3. Bolted Connection Design

Bolted connections are the most common type of steel connection due to their ease of installation and inspection. The AISC specification provides detailed provisions for bolt design:

3.1 Bolt Shear Capacity

The nominal shear strength of a bolt (F_nv) depends on the bolt grade and thread condition:

• A307 bolts: F_nv = 27 ksi (threads included in shear plane)
• A325 bolts:
  • Threads excluded from shear plane: F_nv = 60 ksi
  • Threads included in shear plane: F_nv = 48 ksi
• A490 bolts:
  • Threads excluded from shear plane: F_nv = 75 ksi
  • Threads included in shear plane: F_nv = 60 ksi

The design shear strength (φR_n) is calculated as:

φR_n = φ × F_nv × A_b × n

Where:

• φ = 0.75 (resistance factor for shear)
• F_nv = nominal shear stress
• A_b = bolt area (πd²/4)
• n = number of bolts

3.2 Bolt Bearing Capacity

The bearing strength at bolt holes is determined by:

R_n = 1.2 × l_c × t × F_u ≤ 2.4 × d × t × F_u

Where:

• l_c = clear distance between hole edge and plate edge (in direction of force)
• t = plate thickness
• F_u = ultimate tensile strength of connected material
• d = bolt diameter

3.3 Bolt Tension Capacity

The nominal tension strength of bolts is:

F_nt = 0.75 × F_u (for A307, A325, A490 bolts)

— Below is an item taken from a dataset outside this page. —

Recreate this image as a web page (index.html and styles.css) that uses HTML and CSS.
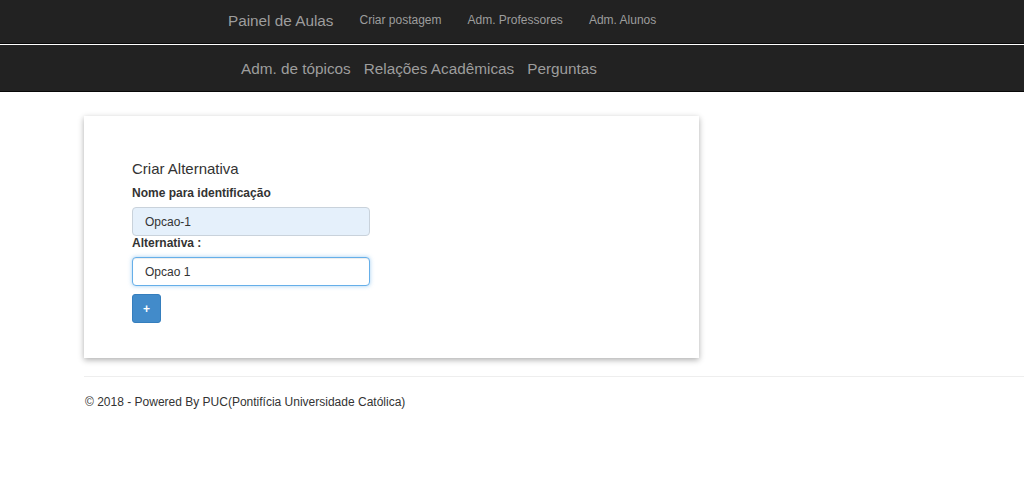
FILE: index.html
```html
<!DOCTYPE html>
<html lang="pt">
<head>
<meta charset="utf-8">
<title>Criar Alternativa</title>
<link rel="stylesheet" href="styles.css">
</head>
<body>
<nav class="nav-top">
  <a class="brand" href="#">Painel de Aulas</a>
  <a class="nav-link" href="#">Criar postagem</a>
  <a class="nav-link" href="#">Adm. Professores</a>
  <a class="nav-link" href="#">Adm. Alunos</a>
</nav>
<nav class="nav-sub">
  <a class="sub-link" href="#">Adm. de tópicos</a>
  <a class="sub-link" href="#">Relações Acadêmicas</a>
  <a class="sub-link" href="#">Perguntas</a>
</nav>
<main class="page">
  <section class="card">
    <h4 class="card-title">Criar Alternativa</h4>
    <label class="field-label" for="nome">Nome para identificação</label>
    <input class="field autofill" id="nome" type="text" value="Opcao-1">
    <label class="field-label" for="alt">Alternativa :</label>
    <input class="field focused" id="alt" type="text" value="Opcao 1">
    <button class="btn-add" type="button">+</button>
  </section>
  <hr class="rule">
  <footer class="footer">© 2018 - Powered By PUC(Pontifícia Universidade Católica)</footer>
</main>
</body>
</html>
```
FILE: styles.css
```css
* { box-sizing: border-box; }
body {
  margin: 0;
  background: #fff;
  font-family: "Liberation Sans", Arial, sans-serif;
  color: #333;
}
a { text-decoration: none; }

.nav-top {
  display: flex;
  align-items: center;
  height: 44px;
  padding-left: 228px;
  padding-bottom: 2px;
  gap: 26px;
  background: #222;
  border-bottom: 1px solid #080808;
}
.brand {
  font-size: 15.3px;
  color: #9d9d9d;
  line-height: 20px;
}
.nav-link {
  font-size: 12px;
  color: #9d9d9d;
  line-height: 17px;
}

.nav-sub {
  display: flex;
  align-items: center;
  height: 47px;
  margin-top: 1px;
  padding-left: 241px;
  padding-top: 1px;
  gap: 13px;
  background: #222;
  border-bottom: 1px solid #080808;
}
.sub-link {
  font-size: 15.3px;
  color: #9d9d9d;
  line-height: 20px;
}

.page {
  padding-left: 84px;
  padding-top: 24px;
}
.card {
  width: 615px;
  display: flex;
  flex-direction: column;
  align-items: flex-start;
  padding: 43px 48px 35px;
  background: #fff;
  box-shadow: 0 2px 6px rgba(0, 0, 0, 0.32);
}
.card-title {
  margin: 0 0 7px;
  font-size: 15px;
  font-weight: normal;
  line-height: 20px;
  color: #333;
}
.field-label {
  font-size: 12px;
  font-weight: bold;
  line-height: 15px;
  color: #333;
}
.field {
  width: 238px;
  height: 29px;
  margin-top: 6px;
  padding: 0 12px;
  font-family: "Liberation Sans", Arial, sans-serif;
  font-size: 12px;
  color: #333;
  border: 1px solid #ccc;
  border-radius: 4px;
  outline: none;
}
.autofill {
  background: #e5f0fb;
  border-color: #c9d2db;
}
.focused {
  background: #fff;
  border-color: #66afe9;
  box-shadow: inset 0 1px 1px rgba(0, 0, 0, 0.075), 0 0 4px rgba(102, 175, 233, 0.6);
}
.btn-add {
  width: 29px;
  height: 29px;
  margin-top: 8px;
  padding: 0;
  font-family: "Liberation Sans", Arial, sans-serif;
  font-size: 12px;
  font-weight: bold;
  color: #fff;
  background: #428bca;
  border: 1px solid #357ebd;
  border-radius: 3px;
}

.rule {
  margin: 18px 0 0;
  border: 0;
  border-top: 1px solid #eee;
}
.footer {
  margin-top: 17px;
  padding-left: 1px;
  font-size: 12px;
  line-height: 17px;
  color: #333;
}
```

Design tension strength: φR_n = φ × F_nt × A_b

Where φ = 0.75 for tension

4. Welded Connection Design

Welded connections provide continuous load transfer and are often used when high strength or airtight connections are required. The two main types are fillet welds and groove welds.

4.1 Fillet Weld Strength

The design strength of fillet welds is governed by the weld metal strength:

φR_n = φ × 0.707 × w × l × F_nw

Where:

• φ = 0.75
• w = weld leg size
• l = weld length
• F_nw = nominal strength of weld metal (typically 70 ksi for E70 electrodes)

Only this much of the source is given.